[Records]

-- start --

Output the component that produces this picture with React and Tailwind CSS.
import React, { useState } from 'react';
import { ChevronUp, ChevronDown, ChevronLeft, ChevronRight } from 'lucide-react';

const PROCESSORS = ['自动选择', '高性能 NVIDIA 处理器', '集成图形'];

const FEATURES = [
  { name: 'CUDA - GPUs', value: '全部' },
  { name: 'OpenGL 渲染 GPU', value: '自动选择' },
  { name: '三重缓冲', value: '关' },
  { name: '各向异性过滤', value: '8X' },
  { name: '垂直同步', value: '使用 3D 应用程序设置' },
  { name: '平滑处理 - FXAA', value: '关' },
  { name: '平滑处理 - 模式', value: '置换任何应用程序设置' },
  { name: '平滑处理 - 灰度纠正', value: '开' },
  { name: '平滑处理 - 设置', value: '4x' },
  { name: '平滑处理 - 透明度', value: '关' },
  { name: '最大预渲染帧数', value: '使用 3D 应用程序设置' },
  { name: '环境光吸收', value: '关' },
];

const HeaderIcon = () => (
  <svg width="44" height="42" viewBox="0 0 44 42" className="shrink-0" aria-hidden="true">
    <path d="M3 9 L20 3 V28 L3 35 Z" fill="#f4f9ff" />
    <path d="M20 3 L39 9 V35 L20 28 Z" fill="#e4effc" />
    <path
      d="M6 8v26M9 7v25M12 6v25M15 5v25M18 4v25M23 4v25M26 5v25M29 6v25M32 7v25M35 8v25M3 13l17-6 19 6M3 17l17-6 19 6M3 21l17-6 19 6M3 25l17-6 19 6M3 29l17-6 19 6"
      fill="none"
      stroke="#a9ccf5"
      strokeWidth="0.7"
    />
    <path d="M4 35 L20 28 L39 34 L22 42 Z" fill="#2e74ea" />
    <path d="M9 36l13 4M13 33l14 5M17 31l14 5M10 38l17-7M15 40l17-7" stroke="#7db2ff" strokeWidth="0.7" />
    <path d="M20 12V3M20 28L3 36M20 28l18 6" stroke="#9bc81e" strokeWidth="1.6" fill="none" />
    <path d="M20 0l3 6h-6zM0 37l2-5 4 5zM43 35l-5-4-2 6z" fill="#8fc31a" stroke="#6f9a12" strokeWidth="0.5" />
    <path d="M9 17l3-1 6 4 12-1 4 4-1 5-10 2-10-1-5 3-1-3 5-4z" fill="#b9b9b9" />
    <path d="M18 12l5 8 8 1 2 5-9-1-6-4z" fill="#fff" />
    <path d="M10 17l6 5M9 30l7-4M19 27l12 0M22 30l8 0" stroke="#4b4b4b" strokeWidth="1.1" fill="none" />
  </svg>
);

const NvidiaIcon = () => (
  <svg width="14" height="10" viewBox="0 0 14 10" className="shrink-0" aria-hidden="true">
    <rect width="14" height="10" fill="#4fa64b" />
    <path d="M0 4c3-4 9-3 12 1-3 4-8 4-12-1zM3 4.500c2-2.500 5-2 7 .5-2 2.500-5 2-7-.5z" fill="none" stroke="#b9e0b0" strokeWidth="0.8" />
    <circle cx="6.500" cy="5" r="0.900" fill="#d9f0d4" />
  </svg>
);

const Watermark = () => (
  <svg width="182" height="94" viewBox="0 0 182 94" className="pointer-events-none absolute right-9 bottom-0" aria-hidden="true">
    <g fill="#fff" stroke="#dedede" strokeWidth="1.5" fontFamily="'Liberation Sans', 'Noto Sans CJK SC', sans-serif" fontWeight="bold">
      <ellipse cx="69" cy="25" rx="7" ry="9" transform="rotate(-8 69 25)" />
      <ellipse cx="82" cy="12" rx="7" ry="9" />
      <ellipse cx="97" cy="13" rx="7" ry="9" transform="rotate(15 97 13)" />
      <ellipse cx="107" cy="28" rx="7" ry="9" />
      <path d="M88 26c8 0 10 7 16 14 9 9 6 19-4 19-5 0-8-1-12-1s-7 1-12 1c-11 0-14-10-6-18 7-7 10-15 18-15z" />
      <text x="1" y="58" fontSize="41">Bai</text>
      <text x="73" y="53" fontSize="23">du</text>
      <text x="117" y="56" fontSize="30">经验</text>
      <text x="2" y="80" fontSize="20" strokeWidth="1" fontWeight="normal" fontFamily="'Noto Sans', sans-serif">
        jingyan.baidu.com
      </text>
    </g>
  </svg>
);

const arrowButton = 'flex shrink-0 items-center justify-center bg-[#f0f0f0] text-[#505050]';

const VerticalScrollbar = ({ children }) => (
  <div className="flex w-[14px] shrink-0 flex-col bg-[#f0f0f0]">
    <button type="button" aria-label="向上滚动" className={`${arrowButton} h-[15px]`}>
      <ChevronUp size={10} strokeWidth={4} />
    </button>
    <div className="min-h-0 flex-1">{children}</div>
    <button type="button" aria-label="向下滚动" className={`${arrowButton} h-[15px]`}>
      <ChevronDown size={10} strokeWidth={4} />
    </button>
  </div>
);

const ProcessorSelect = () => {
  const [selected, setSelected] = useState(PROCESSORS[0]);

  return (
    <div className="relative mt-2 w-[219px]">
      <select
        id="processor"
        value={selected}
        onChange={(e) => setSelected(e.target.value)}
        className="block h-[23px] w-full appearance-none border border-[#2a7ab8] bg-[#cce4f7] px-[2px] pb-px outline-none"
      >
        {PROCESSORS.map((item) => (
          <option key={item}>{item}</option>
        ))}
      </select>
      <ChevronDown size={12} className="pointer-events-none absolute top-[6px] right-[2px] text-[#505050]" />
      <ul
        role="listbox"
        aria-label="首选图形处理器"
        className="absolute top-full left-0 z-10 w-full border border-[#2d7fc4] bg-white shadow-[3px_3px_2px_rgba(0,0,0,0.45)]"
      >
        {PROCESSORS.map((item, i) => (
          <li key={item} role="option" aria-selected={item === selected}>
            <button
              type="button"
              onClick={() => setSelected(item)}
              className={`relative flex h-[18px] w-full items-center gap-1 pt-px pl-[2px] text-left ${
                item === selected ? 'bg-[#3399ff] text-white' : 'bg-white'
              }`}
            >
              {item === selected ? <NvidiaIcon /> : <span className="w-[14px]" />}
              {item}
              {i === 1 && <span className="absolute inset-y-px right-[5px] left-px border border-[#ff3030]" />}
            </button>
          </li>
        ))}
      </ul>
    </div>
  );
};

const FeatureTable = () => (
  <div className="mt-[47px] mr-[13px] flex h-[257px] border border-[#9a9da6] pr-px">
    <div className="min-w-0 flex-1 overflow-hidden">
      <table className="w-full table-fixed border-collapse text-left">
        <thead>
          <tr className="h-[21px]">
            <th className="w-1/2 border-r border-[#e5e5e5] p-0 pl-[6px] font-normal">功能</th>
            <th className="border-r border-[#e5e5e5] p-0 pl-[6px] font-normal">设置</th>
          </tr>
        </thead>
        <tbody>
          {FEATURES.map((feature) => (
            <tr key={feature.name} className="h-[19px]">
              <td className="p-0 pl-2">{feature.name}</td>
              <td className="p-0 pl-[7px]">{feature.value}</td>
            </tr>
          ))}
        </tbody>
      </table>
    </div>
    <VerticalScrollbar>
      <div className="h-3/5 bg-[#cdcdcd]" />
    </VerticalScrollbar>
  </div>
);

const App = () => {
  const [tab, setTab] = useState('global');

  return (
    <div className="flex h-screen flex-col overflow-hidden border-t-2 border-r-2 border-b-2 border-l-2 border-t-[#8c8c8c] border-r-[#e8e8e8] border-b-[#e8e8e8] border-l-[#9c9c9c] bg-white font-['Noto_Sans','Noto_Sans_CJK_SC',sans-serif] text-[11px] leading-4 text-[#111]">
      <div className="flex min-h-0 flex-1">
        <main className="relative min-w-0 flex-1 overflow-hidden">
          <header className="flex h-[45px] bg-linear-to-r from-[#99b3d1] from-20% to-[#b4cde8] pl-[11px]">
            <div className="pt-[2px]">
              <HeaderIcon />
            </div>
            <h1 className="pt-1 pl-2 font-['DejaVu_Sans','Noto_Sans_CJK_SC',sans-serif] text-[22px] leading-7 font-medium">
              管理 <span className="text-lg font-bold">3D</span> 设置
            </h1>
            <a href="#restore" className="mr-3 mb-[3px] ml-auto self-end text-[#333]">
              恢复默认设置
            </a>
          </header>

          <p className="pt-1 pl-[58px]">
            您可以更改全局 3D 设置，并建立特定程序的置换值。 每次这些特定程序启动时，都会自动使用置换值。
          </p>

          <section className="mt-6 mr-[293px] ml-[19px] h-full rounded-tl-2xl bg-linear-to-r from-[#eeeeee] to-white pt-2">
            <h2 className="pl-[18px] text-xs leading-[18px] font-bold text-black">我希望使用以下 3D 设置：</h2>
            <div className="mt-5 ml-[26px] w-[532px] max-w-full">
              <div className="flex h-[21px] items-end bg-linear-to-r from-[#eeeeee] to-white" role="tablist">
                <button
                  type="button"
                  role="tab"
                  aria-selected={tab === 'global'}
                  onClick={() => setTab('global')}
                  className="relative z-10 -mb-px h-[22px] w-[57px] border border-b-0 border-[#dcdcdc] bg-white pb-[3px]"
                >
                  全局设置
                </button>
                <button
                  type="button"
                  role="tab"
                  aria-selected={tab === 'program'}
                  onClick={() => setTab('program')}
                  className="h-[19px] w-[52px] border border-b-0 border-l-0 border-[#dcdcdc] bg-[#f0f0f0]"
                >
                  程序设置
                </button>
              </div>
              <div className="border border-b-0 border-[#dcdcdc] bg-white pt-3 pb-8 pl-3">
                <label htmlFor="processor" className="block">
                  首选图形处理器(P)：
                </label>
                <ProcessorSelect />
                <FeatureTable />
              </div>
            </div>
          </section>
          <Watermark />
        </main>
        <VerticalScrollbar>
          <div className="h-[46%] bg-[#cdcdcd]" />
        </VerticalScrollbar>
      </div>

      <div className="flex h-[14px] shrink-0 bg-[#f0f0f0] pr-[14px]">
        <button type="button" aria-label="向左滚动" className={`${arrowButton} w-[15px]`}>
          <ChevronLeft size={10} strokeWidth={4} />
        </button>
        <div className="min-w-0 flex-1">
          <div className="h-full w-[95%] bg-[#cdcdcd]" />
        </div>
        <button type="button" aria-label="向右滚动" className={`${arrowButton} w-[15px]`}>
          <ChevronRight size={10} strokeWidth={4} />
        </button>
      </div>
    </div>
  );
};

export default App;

-- end --
-- start --

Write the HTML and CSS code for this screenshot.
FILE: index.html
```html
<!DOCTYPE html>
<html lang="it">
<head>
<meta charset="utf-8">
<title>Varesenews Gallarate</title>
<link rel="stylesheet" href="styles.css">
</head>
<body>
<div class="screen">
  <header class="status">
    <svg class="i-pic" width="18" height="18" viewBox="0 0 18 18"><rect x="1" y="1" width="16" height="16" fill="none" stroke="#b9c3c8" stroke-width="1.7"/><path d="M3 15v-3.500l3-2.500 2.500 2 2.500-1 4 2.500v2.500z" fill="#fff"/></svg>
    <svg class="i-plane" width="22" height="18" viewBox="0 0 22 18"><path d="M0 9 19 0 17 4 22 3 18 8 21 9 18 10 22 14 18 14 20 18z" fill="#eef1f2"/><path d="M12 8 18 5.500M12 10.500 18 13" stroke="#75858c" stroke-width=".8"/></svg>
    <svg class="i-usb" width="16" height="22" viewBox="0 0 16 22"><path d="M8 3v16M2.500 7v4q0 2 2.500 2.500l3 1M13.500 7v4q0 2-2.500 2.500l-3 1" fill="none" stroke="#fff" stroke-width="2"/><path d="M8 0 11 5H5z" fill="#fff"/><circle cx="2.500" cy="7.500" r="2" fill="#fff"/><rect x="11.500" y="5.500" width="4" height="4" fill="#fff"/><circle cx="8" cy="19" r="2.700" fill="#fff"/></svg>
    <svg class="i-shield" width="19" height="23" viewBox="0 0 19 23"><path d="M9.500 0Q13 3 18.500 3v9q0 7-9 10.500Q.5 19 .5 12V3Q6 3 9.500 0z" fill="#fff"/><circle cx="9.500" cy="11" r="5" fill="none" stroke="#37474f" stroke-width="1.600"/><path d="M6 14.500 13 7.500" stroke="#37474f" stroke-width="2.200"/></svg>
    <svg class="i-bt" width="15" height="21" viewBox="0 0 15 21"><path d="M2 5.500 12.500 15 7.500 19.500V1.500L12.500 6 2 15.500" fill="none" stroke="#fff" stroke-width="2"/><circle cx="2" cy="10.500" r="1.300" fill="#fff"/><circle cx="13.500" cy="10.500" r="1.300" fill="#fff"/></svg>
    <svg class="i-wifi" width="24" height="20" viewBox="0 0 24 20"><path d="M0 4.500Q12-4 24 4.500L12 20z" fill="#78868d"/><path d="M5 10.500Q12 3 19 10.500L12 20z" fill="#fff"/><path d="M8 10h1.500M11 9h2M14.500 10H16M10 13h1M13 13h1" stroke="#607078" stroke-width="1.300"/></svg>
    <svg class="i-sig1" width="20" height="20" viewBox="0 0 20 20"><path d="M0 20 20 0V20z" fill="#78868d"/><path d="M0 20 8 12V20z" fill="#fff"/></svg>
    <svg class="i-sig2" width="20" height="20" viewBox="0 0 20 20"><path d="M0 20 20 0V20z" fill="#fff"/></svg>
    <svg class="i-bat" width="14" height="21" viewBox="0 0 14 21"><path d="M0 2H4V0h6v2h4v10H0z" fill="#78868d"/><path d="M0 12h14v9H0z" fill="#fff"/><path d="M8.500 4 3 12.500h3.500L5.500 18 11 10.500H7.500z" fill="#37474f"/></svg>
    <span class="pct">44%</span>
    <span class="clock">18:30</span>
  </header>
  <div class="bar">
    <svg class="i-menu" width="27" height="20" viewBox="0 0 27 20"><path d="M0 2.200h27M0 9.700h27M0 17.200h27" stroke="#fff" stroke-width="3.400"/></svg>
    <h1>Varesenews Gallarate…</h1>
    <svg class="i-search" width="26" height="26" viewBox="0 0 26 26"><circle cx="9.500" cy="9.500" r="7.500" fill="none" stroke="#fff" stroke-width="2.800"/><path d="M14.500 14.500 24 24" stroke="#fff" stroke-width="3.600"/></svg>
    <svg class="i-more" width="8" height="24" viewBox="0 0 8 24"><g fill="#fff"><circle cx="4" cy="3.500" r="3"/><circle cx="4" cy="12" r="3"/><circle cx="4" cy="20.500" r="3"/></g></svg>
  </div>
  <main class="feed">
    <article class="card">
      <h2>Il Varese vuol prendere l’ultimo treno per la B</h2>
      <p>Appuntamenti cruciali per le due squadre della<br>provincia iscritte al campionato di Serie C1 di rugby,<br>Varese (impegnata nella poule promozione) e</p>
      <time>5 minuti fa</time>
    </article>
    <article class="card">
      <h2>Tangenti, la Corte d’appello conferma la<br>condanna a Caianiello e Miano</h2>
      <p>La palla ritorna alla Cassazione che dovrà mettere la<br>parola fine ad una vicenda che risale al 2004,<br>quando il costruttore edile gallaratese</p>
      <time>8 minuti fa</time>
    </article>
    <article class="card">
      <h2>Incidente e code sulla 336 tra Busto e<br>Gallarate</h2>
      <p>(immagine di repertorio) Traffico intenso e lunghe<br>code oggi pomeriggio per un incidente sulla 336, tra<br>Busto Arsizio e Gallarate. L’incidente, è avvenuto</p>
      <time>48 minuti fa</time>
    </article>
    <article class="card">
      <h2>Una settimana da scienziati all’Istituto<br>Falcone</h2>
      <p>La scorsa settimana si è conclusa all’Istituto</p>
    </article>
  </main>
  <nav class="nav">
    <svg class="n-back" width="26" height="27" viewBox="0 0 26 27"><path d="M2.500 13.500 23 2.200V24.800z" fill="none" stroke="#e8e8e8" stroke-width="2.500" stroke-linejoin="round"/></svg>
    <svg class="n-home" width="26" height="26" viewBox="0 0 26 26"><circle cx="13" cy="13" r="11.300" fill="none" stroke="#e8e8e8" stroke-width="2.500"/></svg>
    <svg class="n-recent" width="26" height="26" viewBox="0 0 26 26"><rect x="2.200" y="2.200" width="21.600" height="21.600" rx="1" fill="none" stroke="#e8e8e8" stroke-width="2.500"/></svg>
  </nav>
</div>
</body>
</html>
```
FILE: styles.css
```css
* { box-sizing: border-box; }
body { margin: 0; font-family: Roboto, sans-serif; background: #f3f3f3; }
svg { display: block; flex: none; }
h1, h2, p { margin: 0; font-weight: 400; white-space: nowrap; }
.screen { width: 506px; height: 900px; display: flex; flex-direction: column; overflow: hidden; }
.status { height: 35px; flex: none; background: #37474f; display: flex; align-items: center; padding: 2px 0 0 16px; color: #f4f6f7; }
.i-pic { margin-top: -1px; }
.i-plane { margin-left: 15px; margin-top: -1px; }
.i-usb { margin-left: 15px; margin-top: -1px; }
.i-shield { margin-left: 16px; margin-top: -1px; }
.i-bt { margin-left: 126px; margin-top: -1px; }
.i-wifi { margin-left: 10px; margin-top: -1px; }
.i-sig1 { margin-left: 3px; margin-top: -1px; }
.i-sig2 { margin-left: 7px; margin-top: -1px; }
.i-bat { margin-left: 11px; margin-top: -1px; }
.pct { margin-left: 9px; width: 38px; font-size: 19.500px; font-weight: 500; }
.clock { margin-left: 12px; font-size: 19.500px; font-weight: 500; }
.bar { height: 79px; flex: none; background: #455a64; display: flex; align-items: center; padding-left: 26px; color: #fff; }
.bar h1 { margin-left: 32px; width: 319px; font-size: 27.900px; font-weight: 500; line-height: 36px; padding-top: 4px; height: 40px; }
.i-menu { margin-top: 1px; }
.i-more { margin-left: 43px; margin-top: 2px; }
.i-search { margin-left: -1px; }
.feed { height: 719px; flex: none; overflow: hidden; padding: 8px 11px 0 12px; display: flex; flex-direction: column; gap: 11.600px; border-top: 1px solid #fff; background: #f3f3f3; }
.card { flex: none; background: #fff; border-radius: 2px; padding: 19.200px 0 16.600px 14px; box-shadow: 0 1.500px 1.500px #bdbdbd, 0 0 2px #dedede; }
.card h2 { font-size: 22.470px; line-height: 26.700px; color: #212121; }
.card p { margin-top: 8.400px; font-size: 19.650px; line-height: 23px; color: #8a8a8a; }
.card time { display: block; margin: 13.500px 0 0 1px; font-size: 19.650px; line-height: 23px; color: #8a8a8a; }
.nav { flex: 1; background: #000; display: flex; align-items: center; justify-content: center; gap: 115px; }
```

-- end --

■ Description of the task
Extract and output the part that opens with the line containing "Output the component" and closes with the line containing "const PROCESSORS = ['自动选择', '高性能", unchanged, ends included.

■ Result of this task
Output the component that produces this picture with React and Tailwind CSS.
import React, { useState } from 'react';
import { ChevronUp, ChevronDown, ChevronLeft, ChevronRight } from 'lucide-react';

const PROCESSORS = ['自动选择', '高性能 NVIDIA 处理器', '集成图形'];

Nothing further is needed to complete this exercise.